For clients that must perform sequential processing of lists (kubectl get, migration commands) this change dramatically improves initial latency - clients got their first chunk of data in milliseconds, rather than seconds for the full set. It also improves user experience for web consoles that may be accessed by administrators with access to large parts of the system.

It is recommended that most clients attempt to page by default at a large page size (500 or 1000) and gracefully degrade to not chunking.

Other solutions

Compression from the apiserver and between the apiserver and etcd can reduce total network bandwidth, but cannot reduce the peak CPU and memory used inside the client, apiserver, or etcd processes.
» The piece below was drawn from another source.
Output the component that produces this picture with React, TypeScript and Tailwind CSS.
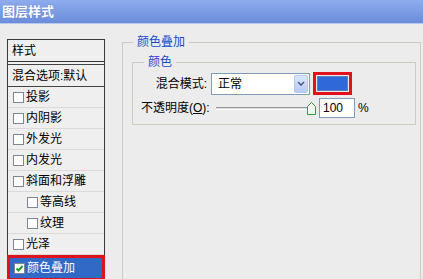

Various optimizations exist that can and should be applied to minimizing the amount of data that is transferred from etcd to the client or number of allocations made in each location, but do not how response size scales with number of entries.

Plan

The initial chunking implementation would focus on consistent listing on server and client as well as measuring the impact of chunking on total system load, since chunking will slightly increase the cost to view large data sets because of the additional per page processing. The initial implementation should make the fewest assumptions possible in constraining future backend storage.

For the initial alpha release, chunking would be behind a feature flag and attempts to provide the continue or limit flags should be ignored. While disabled, a continue token should never be returned by the server as part of a list.

Future work might offer more options for clients to page in an inconsistent fashion, or allow clients to directly specify the parts of the namespace / name keyspace they wish to range over (paging).